Answer with a single number: the count of lines that hold "components".

▶ [DATA BLOCK]:
━━━━━━━━━━━━━━━━━━━━━━━━━━━━━━

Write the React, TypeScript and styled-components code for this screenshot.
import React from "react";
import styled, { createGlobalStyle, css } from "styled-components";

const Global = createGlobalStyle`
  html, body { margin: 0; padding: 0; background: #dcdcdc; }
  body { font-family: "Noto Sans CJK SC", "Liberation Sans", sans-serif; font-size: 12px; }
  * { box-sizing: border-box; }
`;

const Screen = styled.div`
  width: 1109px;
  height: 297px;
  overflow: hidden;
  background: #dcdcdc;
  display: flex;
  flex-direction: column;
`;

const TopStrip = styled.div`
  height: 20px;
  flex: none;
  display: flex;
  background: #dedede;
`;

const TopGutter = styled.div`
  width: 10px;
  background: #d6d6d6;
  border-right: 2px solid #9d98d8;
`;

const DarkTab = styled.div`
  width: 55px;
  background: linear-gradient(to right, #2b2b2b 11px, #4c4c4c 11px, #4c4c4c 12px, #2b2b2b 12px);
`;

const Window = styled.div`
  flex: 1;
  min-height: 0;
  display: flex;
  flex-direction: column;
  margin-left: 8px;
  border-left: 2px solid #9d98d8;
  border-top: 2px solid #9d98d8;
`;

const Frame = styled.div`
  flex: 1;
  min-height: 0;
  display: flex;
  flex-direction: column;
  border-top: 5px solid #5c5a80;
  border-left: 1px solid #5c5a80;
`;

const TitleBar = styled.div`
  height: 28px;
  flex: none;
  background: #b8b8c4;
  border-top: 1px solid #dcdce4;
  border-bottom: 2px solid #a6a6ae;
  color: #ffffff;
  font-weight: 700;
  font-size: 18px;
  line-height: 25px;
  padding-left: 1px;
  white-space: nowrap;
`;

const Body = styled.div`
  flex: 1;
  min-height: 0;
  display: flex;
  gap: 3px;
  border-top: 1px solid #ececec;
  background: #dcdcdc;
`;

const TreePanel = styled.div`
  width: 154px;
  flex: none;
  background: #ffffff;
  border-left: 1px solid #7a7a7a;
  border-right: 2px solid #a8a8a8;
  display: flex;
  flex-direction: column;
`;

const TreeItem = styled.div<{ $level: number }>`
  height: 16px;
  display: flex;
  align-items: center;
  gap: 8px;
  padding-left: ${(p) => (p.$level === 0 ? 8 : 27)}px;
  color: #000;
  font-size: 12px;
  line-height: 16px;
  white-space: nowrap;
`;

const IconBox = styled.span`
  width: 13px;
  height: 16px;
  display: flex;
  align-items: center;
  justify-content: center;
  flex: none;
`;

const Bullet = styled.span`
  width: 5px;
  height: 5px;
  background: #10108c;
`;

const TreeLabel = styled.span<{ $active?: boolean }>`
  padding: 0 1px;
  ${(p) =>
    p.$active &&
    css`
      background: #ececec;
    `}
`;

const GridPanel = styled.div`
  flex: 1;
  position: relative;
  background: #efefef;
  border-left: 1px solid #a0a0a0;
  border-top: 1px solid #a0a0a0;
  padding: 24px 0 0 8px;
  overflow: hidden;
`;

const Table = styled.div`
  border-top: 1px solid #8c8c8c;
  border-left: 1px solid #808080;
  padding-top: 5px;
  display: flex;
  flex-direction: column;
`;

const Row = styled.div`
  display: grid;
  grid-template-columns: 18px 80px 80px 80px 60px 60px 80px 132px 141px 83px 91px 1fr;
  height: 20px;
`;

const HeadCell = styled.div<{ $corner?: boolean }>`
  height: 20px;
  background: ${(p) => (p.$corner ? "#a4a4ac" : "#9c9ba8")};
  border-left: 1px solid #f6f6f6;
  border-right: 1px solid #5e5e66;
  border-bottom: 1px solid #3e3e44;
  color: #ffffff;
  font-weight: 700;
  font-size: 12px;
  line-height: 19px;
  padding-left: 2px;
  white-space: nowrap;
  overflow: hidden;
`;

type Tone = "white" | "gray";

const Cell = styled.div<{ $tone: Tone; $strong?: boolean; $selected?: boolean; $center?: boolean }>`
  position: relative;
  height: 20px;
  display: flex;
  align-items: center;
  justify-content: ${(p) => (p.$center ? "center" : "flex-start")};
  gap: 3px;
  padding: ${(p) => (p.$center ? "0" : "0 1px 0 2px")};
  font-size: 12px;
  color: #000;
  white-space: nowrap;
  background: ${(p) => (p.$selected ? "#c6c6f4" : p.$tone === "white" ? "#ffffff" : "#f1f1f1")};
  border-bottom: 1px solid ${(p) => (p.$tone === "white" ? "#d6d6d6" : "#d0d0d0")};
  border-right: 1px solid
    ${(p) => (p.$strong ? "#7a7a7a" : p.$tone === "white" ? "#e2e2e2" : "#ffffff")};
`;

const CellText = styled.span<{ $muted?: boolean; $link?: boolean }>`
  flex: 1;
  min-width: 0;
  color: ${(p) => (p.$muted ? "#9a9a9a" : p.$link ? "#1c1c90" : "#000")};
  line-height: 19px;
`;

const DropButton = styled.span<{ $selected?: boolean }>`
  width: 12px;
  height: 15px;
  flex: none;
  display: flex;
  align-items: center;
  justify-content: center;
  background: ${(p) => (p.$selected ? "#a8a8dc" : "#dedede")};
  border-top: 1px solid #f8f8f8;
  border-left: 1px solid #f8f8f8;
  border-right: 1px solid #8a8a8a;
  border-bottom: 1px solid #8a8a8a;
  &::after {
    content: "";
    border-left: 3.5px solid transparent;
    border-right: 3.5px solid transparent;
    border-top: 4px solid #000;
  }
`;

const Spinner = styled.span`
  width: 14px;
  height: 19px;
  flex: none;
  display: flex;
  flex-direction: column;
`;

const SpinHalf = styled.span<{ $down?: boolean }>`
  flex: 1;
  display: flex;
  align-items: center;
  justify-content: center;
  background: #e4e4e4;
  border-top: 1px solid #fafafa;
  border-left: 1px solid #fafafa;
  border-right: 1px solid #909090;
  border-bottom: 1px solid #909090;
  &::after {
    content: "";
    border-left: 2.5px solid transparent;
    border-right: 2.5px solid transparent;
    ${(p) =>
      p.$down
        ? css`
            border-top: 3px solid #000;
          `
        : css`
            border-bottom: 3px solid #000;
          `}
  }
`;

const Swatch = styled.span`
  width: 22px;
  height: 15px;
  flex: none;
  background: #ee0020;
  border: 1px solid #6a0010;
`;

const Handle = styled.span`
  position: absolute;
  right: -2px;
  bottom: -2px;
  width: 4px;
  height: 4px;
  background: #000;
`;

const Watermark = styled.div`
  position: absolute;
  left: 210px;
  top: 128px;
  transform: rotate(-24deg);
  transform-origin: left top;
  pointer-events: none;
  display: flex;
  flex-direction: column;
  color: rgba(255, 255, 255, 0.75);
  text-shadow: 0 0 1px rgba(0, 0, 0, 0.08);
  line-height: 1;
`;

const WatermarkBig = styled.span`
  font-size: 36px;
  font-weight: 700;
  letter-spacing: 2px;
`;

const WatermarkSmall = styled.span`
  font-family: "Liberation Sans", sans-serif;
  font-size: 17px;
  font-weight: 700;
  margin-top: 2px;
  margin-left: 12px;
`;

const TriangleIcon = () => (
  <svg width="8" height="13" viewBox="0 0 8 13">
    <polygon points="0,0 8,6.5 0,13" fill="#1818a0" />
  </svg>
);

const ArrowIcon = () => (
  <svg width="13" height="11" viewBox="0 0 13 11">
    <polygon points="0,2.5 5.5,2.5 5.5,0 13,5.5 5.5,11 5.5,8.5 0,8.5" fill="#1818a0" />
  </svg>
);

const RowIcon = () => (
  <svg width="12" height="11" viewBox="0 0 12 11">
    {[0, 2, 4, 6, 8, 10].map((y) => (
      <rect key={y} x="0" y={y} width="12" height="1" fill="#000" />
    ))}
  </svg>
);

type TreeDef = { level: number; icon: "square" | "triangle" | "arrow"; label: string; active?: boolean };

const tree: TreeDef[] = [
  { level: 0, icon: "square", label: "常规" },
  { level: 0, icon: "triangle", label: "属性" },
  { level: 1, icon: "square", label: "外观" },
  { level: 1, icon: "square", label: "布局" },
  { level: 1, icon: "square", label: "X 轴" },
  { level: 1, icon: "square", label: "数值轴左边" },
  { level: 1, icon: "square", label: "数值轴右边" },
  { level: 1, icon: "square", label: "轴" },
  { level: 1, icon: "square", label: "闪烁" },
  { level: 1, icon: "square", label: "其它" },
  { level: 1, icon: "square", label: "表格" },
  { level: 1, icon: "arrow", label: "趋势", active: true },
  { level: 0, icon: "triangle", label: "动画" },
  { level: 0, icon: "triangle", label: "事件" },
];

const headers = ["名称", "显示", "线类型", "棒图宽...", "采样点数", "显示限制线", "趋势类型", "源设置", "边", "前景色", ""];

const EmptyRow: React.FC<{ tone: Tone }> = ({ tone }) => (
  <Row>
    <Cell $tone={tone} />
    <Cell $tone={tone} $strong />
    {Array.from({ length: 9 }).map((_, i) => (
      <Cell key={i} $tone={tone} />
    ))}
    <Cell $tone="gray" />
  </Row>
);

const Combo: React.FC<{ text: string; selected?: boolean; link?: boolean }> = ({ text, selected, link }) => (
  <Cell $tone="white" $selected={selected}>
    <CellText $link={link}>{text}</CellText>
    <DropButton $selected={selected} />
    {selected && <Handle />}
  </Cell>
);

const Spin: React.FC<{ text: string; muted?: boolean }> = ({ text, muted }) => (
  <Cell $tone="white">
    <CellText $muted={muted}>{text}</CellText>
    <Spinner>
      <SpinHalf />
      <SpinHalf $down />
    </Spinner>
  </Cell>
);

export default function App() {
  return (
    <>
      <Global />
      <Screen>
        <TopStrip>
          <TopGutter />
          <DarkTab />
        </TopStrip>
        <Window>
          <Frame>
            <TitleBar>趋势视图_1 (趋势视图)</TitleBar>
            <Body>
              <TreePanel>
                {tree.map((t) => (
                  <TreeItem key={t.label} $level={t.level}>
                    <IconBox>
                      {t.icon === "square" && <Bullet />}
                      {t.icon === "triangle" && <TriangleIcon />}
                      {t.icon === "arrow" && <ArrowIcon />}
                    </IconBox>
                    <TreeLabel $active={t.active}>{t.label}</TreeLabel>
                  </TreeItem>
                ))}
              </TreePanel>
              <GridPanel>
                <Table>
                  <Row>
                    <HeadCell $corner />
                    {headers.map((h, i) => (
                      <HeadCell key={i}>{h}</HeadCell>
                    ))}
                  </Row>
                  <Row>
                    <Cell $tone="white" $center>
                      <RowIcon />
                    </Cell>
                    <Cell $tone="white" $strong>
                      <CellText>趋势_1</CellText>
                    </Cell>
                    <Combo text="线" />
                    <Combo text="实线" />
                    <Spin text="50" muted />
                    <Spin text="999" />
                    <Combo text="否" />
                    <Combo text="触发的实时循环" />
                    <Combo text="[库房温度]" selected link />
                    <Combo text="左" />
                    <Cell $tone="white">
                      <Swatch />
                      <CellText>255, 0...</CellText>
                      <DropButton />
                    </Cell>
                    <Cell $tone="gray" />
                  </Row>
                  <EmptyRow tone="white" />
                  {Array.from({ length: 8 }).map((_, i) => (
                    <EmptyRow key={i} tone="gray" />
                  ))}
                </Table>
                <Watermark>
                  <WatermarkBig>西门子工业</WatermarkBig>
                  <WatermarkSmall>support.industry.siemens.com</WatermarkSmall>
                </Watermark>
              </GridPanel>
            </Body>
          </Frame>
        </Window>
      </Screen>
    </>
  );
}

━━━━━━━━━━━━━━━━━━━━━━━━━━━━━━

▶ [RESULT OF THE TASK]: 2